The stronger GDP print also has currency implications, since a resilient U.S. economy tends to firm the dollar by attracting capital inflows, and indeed the Dollar Index (DXY) climbed above 105.5, tightening conditions for emerging markets that rely heavily on external borrowing. African and frontier sovereigns with large Eurobond exposures—Nigeria 2031 USD, Kenya 2032 USD, Ghana 2035 USD—see spillovers through wider spreads because higher U.S. yields push risk premiums upward, while South Africa’s rand (USDZAR=X) slipped past 18.5 on the day of the release, reflecting the global adjustment. Commodity markets were not spared, as oil (CL=F) softened on fears that stronger growth will keep the Fed restrictive for longer, damping global demand momentum, while gold (XAUUSD=X) retreated toward $2,340 per ounce as higher real yields undercut its appeal.

Looking at sectoral composition, the upward revision owed less to broad capital expenditure and more to concentrated categories, with AI and intellectual property investment remaining strong but traditional equipment and structures lagging, which raises questions about whether this is sustainable balanced growth or a narrow boom. Inventory adjustments added some noise, as firms ran down stockpiles in ways that will have to be rebuilt later, creating quarter-to-quarter distortions. Labor markets offer mixed evidence: payroll growth has slowed, job openings continue to trend down, and wage pressures remain contained at around 4% year-on-year, pointing to moderation ahead. Inflation data adds another layer of tension: core PCE remains at 2.9%, still above the Fed’s 2% target, so pairing above-trend GDP with sticky inflation is precisely the stagflation risk scenario investors had discounted.

In global context, this revision comes at a delicate moment. The European Union is hovering near stagnation with Q2 growth at just 0.4% annualized, Japan contracted 0.2%, and China’s growth has slowed to 4.8% year-on-year, so the U.S. is once again the outlier engine. That asymmetry underpins a stronger dollar and reorients capital flows, but also risks broadening global imbalances. For equities, the resilience narrative supports cyclicals and financials but challenges rate-sensitive tech, with Nvidia (NVDA) and Tesla (TSLA) both underperforming after the data. For bonds, the narrative is higher for longer, pushing 30-year mortgage rates above 7.1%, a level that weighs on U.S. housing activity. For commodities, higher U.S. demand expectations collide with restrictive policy, leaving volatility elevated. For emerging markets, the spillover is tighter funding and weaker currencies.

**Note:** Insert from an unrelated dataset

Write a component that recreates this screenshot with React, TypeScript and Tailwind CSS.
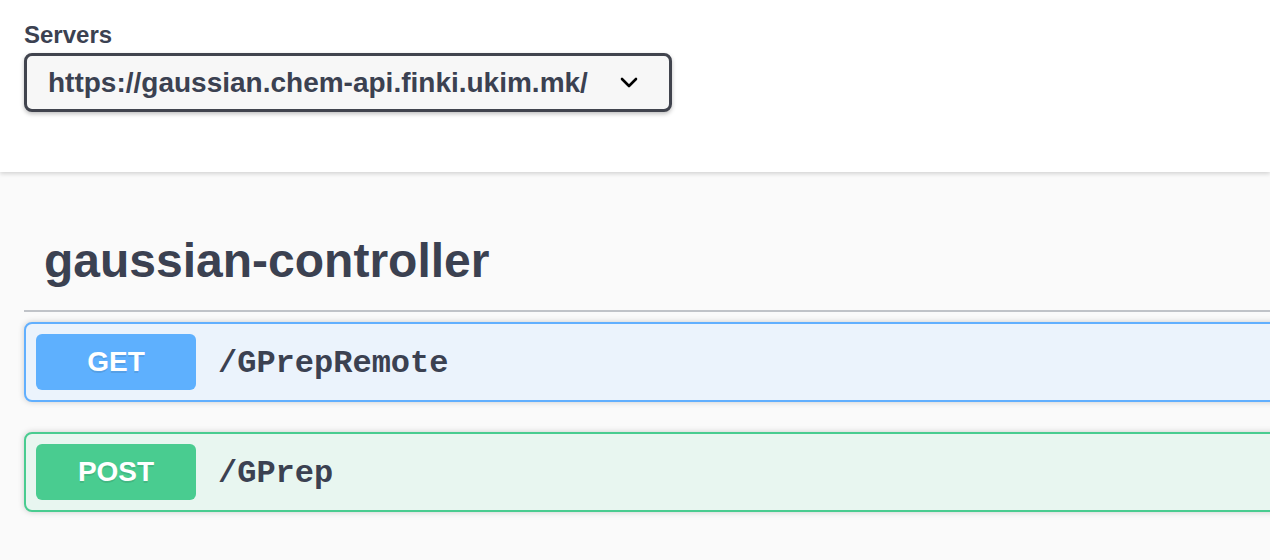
export default function App() {
    const ops = [
        { method: 'GET', path: '/GPrepRemote', border: 'border-[#61affe]', bg: 'bg-[#ebf3fc]', badge: 'bg-[#5eb0fe]' },
        { method: 'POST', path: '/GPrep', border: 'border-[#49cc90]', bg: 'bg-[#e8f6f0]', badge: 'bg-[#49cc90]' },
    ]

    return (
        <div className="w-[1270px] h-[560px] overflow-hidden bg-[#fafafa] text-[#3b4151] font-['Liberation_Sans',Arial,sans-serif]">
            {/* servers */}
            <div className="relative z-10 h-[172px] bg-white px-6 pt-[21px] shadow-[0_2px_4px_0_rgba(0,0,0,0.15)]">
                <div className="text-[24px] font-bold leading-[28px]">Servers</div>
                <div className="mt-[4px] inline-flex h-[59px] w-[648px] items-center justify-between rounded-lg border-[3px] border-[#41444e] bg-[#f7f7f7] pl-[21px] pr-[31px] shadow-[0_2px_4px_0_rgba(0,0,0,0.25)]">
                    <span className="text-[28px] font-bold leading-[32px]">https://gaussian.chem-api.finki.ukim.mk/</span>
                    <svg width="18" height="11" viewBox="0 0 18 11" fill="none" stroke="#000" strokeWidth="2.6" strokeLinecap="round" strokeLinejoin="round">
                        <path d="M2 2l7 7 7-7" />
                    </svg>
                </div>
            </div>

            {/* tag section */}
            <div className="w-[1400px] pl-6 pt-10">
                <h3 className="border-b-2 border-[#c0c3c8] px-5 py-5 text-[48px] font-bold leading-[58px]">gaussian-controller</h3>
                <div className="mt-[10px] flex flex-col gap-[30px]">
                    {ops.map((op) => (
                        <div key={op.method} className={`flex items-center rounded-lg border-2 p-[10px] shadow-[0_0_6px_rgba(0,0,0,0.19)] ${op.border} ${op.bg}`}>
                            <span className={`w-[160px] rounded-md py-3 text-center text-[28px] font-bold leading-[32px] text-white [text-shadow:0_2px_0_rgba(0,0,0,0.1)] ${op.badge}`}>
                                {op.method}
                            </span>
                            <span className="px-[22px] pt-[3px] font-['Liberation_Mono','Courier_New',monospace] text-[32px] font-bold leading-[32px]">{op.path}</span>
                        </div>
                    ))}
                </div>
            </div>
        </div>
    )
}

What markets and policymakers must watch next are the Q3 readings on consumer demand and trade flows, because if imports rebound, the trade contribution could reverse and pull growth down sharply, and if core inflation does not soften, the Fed will be cornered into delaying cuts well into 2026. The GDP revision highlights the difficulty of interpreting noisy quarterly data in a volatile global environment, and while 3.8% growth is a strong headline, the underlying composition—import collapses, inventory quirks, narrow sectoral drivers—suggests less resilience than the number implies. For markets, the lesson is to brace for volatility: Treasury yields are being repriced upward, the dollar is firm, equities are rotating, and emerging market spreads are widening. In other words, this is not the unambiguous good news of a booming economy but a double-edged signal that prolongs uncertainty and forces investors to stress-test assumptions in rates, currencies, and risk assets alike.